The sunrise floods light through my window, coaxing me out of bed. You were my sunlight just months ago.... It feels like decades, time is something I just can't wrap my mind around anymore. I remember the Dark Days when I was too depressed to move. You'd carry me out of bed and lay me in the grass. The sun knocked the wind out of me and bruised me with light. You'd kiss my cheek and sing the songs your mother sang to you as a child. Those were the days your sisters did my chores for me. Those nights your father would read stories to us all as we sat around the fire. I miss your singing most of all.
"How do you know just how to fix all this?"
"Fix all what?" You cocked your head to the side in confusion.

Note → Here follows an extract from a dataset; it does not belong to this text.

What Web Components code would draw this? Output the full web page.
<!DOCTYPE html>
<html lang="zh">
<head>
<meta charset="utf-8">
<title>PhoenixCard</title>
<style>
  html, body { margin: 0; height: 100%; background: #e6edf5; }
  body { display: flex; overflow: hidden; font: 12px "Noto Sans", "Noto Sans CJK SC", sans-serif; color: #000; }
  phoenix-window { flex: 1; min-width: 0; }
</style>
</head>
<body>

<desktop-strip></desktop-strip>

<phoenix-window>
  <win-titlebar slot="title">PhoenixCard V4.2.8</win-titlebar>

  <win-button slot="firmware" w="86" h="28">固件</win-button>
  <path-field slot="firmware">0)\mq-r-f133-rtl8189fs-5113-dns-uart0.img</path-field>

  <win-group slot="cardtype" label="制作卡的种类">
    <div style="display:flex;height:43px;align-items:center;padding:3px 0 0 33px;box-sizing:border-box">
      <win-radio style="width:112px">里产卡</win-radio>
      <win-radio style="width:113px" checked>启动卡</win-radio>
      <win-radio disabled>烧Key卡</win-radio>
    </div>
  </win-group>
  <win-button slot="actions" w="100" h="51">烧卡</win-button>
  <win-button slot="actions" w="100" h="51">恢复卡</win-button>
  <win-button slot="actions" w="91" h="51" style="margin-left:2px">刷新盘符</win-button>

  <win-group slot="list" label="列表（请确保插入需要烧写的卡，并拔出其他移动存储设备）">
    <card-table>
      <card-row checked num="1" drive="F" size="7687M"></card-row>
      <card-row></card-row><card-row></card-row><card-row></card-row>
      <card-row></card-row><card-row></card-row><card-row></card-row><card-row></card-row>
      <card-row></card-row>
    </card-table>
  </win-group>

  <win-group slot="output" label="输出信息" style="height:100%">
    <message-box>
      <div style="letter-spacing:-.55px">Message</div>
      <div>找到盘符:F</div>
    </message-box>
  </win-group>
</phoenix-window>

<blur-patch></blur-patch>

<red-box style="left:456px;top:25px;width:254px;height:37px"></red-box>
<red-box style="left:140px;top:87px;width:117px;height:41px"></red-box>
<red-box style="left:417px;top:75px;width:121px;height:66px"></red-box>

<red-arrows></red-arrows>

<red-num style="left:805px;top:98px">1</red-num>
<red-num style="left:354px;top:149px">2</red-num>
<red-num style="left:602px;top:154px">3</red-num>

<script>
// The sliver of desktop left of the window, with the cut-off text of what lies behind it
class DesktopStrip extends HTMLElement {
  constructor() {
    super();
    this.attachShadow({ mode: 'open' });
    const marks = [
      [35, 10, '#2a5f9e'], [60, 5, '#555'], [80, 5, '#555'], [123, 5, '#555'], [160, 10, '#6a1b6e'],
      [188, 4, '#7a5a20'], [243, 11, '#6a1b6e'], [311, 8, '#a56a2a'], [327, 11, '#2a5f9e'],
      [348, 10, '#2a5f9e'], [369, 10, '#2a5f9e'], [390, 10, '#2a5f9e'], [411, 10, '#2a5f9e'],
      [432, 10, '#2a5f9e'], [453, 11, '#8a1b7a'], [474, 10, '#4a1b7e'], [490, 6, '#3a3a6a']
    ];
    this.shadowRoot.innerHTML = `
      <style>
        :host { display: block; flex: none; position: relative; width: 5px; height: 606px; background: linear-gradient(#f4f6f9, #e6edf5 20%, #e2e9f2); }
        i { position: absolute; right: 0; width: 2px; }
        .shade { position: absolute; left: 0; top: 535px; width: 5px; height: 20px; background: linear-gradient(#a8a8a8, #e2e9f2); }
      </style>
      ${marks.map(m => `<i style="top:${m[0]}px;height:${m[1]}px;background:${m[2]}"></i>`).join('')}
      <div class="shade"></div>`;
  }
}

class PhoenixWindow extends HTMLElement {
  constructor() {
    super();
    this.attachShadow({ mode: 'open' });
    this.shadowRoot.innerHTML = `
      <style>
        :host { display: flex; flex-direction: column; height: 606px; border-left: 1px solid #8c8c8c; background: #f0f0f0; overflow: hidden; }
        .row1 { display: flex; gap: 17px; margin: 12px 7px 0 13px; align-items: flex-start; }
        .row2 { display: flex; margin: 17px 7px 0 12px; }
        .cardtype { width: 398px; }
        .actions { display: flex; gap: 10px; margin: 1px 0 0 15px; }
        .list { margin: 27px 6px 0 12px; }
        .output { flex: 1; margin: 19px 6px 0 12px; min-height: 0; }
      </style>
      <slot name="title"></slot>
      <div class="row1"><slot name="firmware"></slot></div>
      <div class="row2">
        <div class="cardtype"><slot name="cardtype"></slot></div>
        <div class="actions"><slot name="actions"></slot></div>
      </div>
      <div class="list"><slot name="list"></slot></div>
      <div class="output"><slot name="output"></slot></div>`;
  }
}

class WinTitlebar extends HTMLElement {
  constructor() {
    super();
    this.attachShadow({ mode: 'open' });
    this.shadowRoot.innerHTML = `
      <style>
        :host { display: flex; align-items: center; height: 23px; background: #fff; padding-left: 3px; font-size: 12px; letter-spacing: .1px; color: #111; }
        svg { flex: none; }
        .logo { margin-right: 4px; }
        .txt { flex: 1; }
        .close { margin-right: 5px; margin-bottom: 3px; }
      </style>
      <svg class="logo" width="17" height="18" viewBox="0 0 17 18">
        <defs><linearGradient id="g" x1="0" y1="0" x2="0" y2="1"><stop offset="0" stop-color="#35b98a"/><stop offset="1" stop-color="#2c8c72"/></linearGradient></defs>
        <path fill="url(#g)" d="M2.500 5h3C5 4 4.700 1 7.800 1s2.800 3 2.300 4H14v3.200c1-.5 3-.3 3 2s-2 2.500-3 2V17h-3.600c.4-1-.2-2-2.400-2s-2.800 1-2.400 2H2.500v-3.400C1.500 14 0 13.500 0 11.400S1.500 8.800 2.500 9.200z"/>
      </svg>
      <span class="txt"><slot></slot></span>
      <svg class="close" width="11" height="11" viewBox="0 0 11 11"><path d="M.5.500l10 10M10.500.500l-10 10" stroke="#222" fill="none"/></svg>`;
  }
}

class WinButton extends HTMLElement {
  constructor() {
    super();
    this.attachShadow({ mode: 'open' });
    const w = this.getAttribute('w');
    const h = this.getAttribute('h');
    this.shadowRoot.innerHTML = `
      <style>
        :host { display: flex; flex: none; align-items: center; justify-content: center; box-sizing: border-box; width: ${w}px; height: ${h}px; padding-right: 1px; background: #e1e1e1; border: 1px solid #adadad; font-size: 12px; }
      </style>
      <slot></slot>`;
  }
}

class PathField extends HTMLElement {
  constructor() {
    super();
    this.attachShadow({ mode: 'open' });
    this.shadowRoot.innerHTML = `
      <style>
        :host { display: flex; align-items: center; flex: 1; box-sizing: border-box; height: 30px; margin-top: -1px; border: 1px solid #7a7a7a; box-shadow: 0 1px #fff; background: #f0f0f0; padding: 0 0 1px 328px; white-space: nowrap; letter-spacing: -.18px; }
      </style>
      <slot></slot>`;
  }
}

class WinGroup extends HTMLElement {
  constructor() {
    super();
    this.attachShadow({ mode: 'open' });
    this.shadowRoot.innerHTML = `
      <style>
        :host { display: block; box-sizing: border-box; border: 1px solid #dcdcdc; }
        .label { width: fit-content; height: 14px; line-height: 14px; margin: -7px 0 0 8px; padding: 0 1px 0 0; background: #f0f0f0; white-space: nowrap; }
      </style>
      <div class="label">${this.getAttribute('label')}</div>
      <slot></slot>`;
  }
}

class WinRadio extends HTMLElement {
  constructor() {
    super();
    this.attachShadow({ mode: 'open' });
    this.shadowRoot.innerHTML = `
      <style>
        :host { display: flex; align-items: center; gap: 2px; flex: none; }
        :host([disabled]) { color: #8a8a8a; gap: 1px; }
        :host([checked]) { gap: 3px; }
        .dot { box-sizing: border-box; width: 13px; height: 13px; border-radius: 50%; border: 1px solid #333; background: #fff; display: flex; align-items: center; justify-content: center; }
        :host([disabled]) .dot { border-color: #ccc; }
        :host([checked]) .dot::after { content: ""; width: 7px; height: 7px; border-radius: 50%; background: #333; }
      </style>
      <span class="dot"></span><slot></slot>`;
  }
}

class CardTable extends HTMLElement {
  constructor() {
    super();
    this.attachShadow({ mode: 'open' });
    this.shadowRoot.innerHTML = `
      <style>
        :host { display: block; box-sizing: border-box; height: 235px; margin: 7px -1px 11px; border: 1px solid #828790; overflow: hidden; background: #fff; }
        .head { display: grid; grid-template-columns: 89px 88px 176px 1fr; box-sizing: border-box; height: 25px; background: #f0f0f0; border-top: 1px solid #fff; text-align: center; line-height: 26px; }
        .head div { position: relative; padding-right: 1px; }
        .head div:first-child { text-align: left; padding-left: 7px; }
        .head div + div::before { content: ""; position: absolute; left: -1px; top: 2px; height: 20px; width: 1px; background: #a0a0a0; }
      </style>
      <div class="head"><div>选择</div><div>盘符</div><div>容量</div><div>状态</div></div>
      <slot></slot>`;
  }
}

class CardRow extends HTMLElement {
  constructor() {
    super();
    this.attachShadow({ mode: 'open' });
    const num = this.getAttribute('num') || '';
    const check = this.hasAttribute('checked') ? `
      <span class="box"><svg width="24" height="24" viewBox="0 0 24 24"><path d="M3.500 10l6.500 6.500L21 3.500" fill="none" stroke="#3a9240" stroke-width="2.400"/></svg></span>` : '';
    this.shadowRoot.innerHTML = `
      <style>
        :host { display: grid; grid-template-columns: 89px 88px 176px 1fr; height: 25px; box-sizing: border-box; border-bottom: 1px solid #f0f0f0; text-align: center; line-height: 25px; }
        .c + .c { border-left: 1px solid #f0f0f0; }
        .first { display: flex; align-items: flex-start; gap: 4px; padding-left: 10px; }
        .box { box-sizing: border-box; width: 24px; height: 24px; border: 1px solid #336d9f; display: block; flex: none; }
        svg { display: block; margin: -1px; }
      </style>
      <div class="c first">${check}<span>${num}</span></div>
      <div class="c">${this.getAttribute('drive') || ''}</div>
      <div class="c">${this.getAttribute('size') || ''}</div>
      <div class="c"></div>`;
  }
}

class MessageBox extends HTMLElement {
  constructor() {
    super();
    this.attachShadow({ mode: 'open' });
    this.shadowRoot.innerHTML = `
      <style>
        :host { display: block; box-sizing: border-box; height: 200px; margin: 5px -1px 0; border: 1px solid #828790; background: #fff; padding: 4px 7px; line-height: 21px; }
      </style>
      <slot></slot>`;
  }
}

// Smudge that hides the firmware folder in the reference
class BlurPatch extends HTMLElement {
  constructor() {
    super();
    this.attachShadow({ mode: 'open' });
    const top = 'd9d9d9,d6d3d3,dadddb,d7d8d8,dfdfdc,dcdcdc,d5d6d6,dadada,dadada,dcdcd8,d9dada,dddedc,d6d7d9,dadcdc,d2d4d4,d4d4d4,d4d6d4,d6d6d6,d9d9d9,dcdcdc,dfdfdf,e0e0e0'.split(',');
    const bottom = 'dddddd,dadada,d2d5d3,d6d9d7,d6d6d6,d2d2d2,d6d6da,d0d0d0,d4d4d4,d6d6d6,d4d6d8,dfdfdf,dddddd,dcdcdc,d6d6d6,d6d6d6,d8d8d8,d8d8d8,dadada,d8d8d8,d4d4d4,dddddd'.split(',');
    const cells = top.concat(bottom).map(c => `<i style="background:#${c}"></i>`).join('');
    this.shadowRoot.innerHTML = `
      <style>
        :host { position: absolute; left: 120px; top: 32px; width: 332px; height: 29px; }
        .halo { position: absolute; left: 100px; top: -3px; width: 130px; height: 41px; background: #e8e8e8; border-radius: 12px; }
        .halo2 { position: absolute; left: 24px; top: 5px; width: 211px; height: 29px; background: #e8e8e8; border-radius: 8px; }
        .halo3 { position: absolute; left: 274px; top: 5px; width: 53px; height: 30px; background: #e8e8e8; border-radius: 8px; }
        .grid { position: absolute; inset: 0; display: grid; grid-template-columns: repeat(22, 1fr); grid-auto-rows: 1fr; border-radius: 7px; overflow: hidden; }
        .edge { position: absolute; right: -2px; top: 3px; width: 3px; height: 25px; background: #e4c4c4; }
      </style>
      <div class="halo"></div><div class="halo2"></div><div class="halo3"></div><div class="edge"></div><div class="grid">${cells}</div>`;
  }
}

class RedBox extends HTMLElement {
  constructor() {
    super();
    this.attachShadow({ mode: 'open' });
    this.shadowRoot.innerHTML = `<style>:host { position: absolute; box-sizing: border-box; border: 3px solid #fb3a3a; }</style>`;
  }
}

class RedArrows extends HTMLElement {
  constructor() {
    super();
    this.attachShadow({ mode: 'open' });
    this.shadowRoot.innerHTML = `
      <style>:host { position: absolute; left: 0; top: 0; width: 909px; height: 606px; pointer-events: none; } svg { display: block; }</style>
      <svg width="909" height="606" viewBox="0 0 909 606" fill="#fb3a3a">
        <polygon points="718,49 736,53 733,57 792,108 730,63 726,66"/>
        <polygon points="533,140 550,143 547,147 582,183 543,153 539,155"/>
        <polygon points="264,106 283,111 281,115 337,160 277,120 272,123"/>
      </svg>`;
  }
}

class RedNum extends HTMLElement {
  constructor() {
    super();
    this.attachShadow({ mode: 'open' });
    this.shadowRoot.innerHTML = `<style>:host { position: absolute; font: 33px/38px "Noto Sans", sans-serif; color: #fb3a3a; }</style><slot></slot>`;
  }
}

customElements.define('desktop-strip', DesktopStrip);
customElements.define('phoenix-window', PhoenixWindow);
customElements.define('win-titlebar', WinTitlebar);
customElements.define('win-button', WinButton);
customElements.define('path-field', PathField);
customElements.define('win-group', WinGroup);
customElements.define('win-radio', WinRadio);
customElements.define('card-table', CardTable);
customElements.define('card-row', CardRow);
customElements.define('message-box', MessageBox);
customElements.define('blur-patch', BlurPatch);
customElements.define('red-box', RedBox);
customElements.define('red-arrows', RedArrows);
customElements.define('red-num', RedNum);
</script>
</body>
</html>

"Me...." My voice trailed off into nowhere.
"Well, I've had a lot of practice! I know what works because I see the storm clouds leave your eyes."
That was the day we talked about running away. "As soon as you're well enough!" You said. Well I'm well enough now, where the hell are you?
I walk to my vanity mirror and examine myself. The storm clouds in my eyes won't ever leave without you here. They're the first thing I see. Big, sad, grey eyes, mine are. I am repulsed by the dark, puffy bags under them. Crying throughout the night will do that, I suppose. The contrast of my skin to my raven hair makes my complexion look ghostly white.
All I really am is a ghost. The ghost of you.
I head upstairs to wash my face in the basin. The splash of water is so cold I gasp, I feel a bit more alive and slightly refreshed. I head to your old room and crack open the big bay window. Fragrant spring air rushes into the house, and I can't help but imagine how you'd beg me to go outside with you on a day like today. The thought makes my eyes swell with tears. I go to your sisters' room and fluff the pillows on their beds, there are no windows to open in this room. Just two, twin beds with matching, flowery bedsheets and the fluffiest pillows I've ever seen. I slowly make my way to your parents' room, turning the knob gently and silently as if trying not to wake a sleeping child. What a wonderful room it is. I spend the majority of my time here, looking through old photographs of you and your family. I try to imagine your family alive in this house. Your sisters painting and practicing piano, your mother in the kitchen, your father coming home from his work at the hospital, and you reading a book right under that bay window. It's hard to imagine since I didn't grow up with you in this house. I grew up in your city house. This is the safe place I was told to run to. I've been living here alone for a month or so now.
My favorite photographs are the ones of your mother. She is so beautiful, frozen in time with the most loving smile on her face. I wish I had gotten to meet her, I was just a baby when she died. I was still living with a family of my own. I know more about your mother than I do about my family, I remember all the stories you used to tell about her. How you could remember so much about her from such a young age is beyond my comprehension. I wish I remembered a thing about my family, but I was still an infant when The Illness took claim on them. Just as it did your mother. After she passed is when your father took you and your sisters to the city to further his studies in medicine; to seek vengeance for the killer of his wife. Your father, the doctor, was quite a renowned man in the city. My parents came to him when The Illness started to plague them, but it was too late, no hope was left. They passed away within days of infection, but my tiny life was still fighting. I was the last in the city still carrying The Illness. Your father was determined that I should live. He took me in as his own child and watched over me day and night, always injecting me with new pathogens and spoonfeeding me herbal medicines. You and your sisters would peer over my crib as I slept.
It is a wonder to me that you and your sisters loved me above all else, knowing I was your father's favorite. I was his miracle. I was his revenge against The Illness. Still, all my life you treated me as a treasured guest at your city house.
We were a happy clan until the Dark Days.